December 3, 2010
Access and Human Rights for persons living with HIV


Wednesday December 1 was celebrated around the world as World AIDS Day under the theme: Universal Access and Human Rights.

Our celebrations here in St. Vincent and the Grenadines were somewhat muted because of the activities surrounding the upcoming elections, but the reality and impact of HIV and AIDS on our society should never be downplayed or underestimated.{{more}}

World AIDS Day provides an opportunity for us to stop and remember those we have lost over the years; here in St. Vincent and the Grenadines 565 persons have died from the disease since we started recording in 1984; most of these persons were at the productive peak of their lives.

World AIDS Day also provides us with an opportunity to reflect on how well we here in St. Vincent and the Grenadines are doing in relation to the human rights of the persons infected and affected by HIV; and their access to care, jobs, education, housing, etc.

Since 1984, 1,200 persons tested positive for HIV/AIDS in St. Vincent and the Grenadines. Of these, 718 were male, 464 female and the sex of 18 was unknown at the time of testing. These statistics follow the worldwide trend of more males testing positive than females, but Carl Browne, Executive Director of PANCAP (Pan Caribbean Partnership against HIV and AIDS), addressing the Annual General Meeting of the House of Hope Society on November 26, noted that in 1999, 35 per cent of the HIV cases in the Caribbean were women, today, that number is 50 per cent. Browne pointed out that that figure indicates a high level of risk and vulnerability among our women, particularly young women, who show infection rates three times as high as their male counterparts.

This rise in rates among women, particularly young women, is directly linked to poverty and the dependence of women on men. This underscores the critical importance of the programmes in our country which seek to level the playing field in terms of access to education, jobs and opportunity.

Available statistics indicate that at present, we have 635 persons living with HIV/AIDS in our country. The availability of free anti-viral and other treatments for persons with AIDS have tremendously improved their quality of life and life expectancy.

The theme for this year’s World AIDS Day reminds us that the persons living with HIV/AIDS among us have the right to non discrimination; the right to equal protection and equality before the law; the right to privacy; the right to freedom of movement; the right to work; the right to equal access to education, housing, health care and protection from harassment.

Because of the tremendous stigma that still goes along with a positive test for HIV, persons living with HIV here still face tremendous discrimination. Just a few months ago, SEARCHLIGHT carried a story about an HIV positive man who was laid off from his job because his co-workers expressed their discomfort with working with him. The man, who had worked for years in the construction industry, was still healthy and wanted to work to be able to provide for himself and his family, but no one would hire him. How sad!

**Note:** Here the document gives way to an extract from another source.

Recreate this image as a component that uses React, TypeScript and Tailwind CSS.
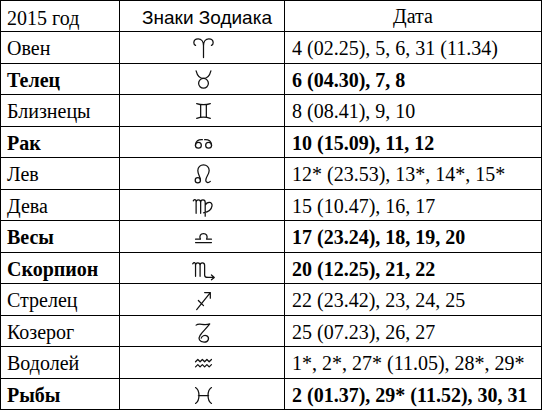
import type { ReactNode } from "react";

// zodiac glyphs, thin strokes like the printed table
const signs: Record<string, ReactNode> = {
  aries: (
    <path d="M11 19V8.5C11 4.5 9 2.5 6.3 2.5C4 2.5 2.5 4 2.5 6C2.5 7.2 3.2 8 4 8.3M11 8.5C11 4.5 13 2.5 15.7 2.5C18 2.5 19.5 4 19.5 6C19.5 7.2 18.8 8 18 8.3" />
  ),
  taurus: (
    <>
      <circle cx="11" cy="13.5" r="4.3" />
      <path d="M4.5 2.5C5.5 6.5 8 9.2 11 9.2C14 9.2 16.5 6.5 17.5 2.5" />
    </>
  ),
  gemini: <path d="M5 4Q11 6 17 4M5 17Q11 15 17 17M8.5 5V16M13.5 5V16" />,
  cancer: (
    <>
      <circle cx="6.5" cy="12.5" r="2.6" />
      <path d="M3.9 12.5C3.9 9 6.5 7.3 10 7.6" />
      <circle cx="15.5" cy="12.5" r="2.6" />
      <path d="M18.1 12.5C18.1 9 15.5 7.3 12 7.6" />
    </>
  ),
  leo: (
    <>
      <circle cx="6" cy="16" r="2.3" />
      <path d="M8.3 16C8.3 13 6 11 6 7.5C6 4.5 8.3 2.5 11 2.5C13.7 2.5 16 4.5 16 7.5C16 11 13 13 13 16C13 18 15 19 17 17" />
    </>
  ),
  virgo: (
    <path d="M2 6C3 4.5 4.5 4.5 4.5 7V17M4.5 7.5C4.5 4.5 8.5 4.5 8.5 7.5V17M8.5 7.5C8.5 4.5 12.5 4.5 12.5 7.5V19.5M12.5 10C14 6.5 19 6.5 18.5 10.5C18 14 14.5 16 11 16.5" />
  ),
  libra: <path d="M4 15.5H18M4 12.5H8.3C7 9.5 8.5 7.5 11 7.5C13.5 7.5 15 9.5 13.7 12.5H18" />,
  scorpio: (
    <path d="M1.5 6C2.5 4.5 4 4.5 4 7V17M4 7.5C4 4.5 8 4.5 8 7.5V17M8 7.5C8 4.5 12 4.5 12 7.5V16C12 17.5 13.5 18 15 18H20M18 15.8L20.5 18L18 20" />
  ),
  sagittarius: <path d="M5 19L17 4M12 4H17V9M6.5 11L11 15.5" />,
  capricorn: (
    <path d="M4.5 4.5C7 2.5 11 5 16.5 3.5C13.5 7.5 10 10.5 8 13.5C6 16.5 7.5 19.5 11.5 19.5C15.5 19.5 16.5 15.5 14 14C12 13 9.5 14 9 16" />
  ),
  aquarius: (
    <path d="M4 9.5L6 7.5L8 9.5L10 7.5L12 9.5L14 7.5L16 9.5L18 7.5M4 14L6 12L8 14L10 12L12 14L14 12L16 14L18 12" />
  ),
  pisces: <path d="M4 4C8 6.5 8 15.5 4 18M18 4C14 6.5 14 15.5 18 18M6.5 11H15.5" />,
};

const rows = [
  { name: "Овен", sign: "aries", date: "4 (02.25), 5, 6, 31 (11.34)", bold: false },
  { name: "Телец", sign: "taurus", date: "6 (04.30), 7, 8", bold: true },
  { name: "Близнецы", sign: "gemini", date: "8 (08.41), 9, 10", bold: false },
  { name: "Рак", sign: "cancer", date: "10 (15.09), 11, 12", bold: true },
  { name: "Лев", sign: "leo", date: "12* (23.53), 13*, 14*, 15*", bold: false },
  { name: "Дева", sign: "virgo", date: "15 (10.47), 16, 17", bold: false },
  { name: "Весы", sign: "libra", date: "17 (23.24), 18, 19, 20", bold: true },
  { name: "Скорпион", sign: "scorpio", date: "20 (12.25), 21, 22", bold: true },
  { name: "Стрелец", sign: "sagittarius", date: "22 (23.42), 23, 24, 25", bold: false },
  { name: "Козерог", sign: "capricorn", date: "25 (07.23), 26, 27", bold: false },
  { name: "Водолей", sign: "aquarius", date: "1*, 2*, 27* (11.05), 28*, 29*", bold: false },
  { name: "Рыбы", sign: "pisces", date: "2 (01.37), 29* (11.52), 30, 31", bold: true },
];

function Sign({ id }: { id: string }) {
  return (
    <svg
      viewBox="0 0 22 22"
      className="w-[25px] h-[25px] mx-auto mt-[3px]"
      fill="none"
      stroke="#111"
      strokeWidth={1.1}
      strokeLinecap="round"
      strokeLinejoin="round"
    >
      {signs[id]}
    </svg>
  );
}

export default function App() {
  return (
    <div className="w-[543px] h-[413px] bg-white text-black font-['Liberation_Serif','Times_New_Roman',serif]">
      <table className="w-[542px] border-collapse table-fixed text-[20px] leading-none">
        <colgroup>
          <col className="w-[119px]" />
          <col className="w-[165px]" />
          <col className="w-[257px]" />
        </colgroup>
        <thead>
          <tr className="h-[31px]">
            <th className="border border-black px-[6px] pt-[3px] text-left font-normal">2015 год</th>
            <th className="border border-black pl-[10px] pt-[2px] text-center font-normal font-['Liberation_Sans',sans-serif] text-[19px]">
              Знаки Зодиака
            </th>
            <th className="border border-black text-center font-normal align-top pt-[5px]">Дата</th>
          </tr>
        </thead>
        <tbody>
          {rows.map((r) => (
            <tr key={r.name} className="h-[31.5px]">
              <td className={`border border-black px-[6px] pt-[2px] ${r.bold ? "font-bold" : ""}`}>{r.name}</td>
              <td className="border border-black pl-[3px] align-middle">
                <Sign id={r.sign} />
              </td>
              <td className={`border border-black px-[7px] pt-[2px] whitespace-nowrap ${r.bold ? "font-bold" : ""}`}>
                {r.date}
              </td>
            </tr>
          ))}
        </tbody>
      </table>
    </div>
  );
}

It is for reasons such as these why most HIV positive people in our society never let those around them, even members of their immediate family, know about their status. This is also the reason why so many people refuse to get tested to know their HIV status. Approximately 8, 000 Vincentians are tested for HIV each year. However, the records show that only about 2, 000 of these came forward voluntarily to find out their status.

Early diagnosis is one of the effective means of preventing the spread of the disease. If the person is negative, he or she can begin to practise safe sex if they had not been doing so before, while if the person is positive, he or she can seek medical attention early to maintain his or her quality of life at an optimal level, and take steps to protect their sexual partners.

Are the infected persons living among us are experiencing the rights they are entitled to? If even one of these rights is denied we need to do better. Do you know your HIV status? If not, why not? Is there anything you can do to decrease the incidence of discrimination experienced by persons living with HIV? Let’s ponder on these things, even in the midst of the elections.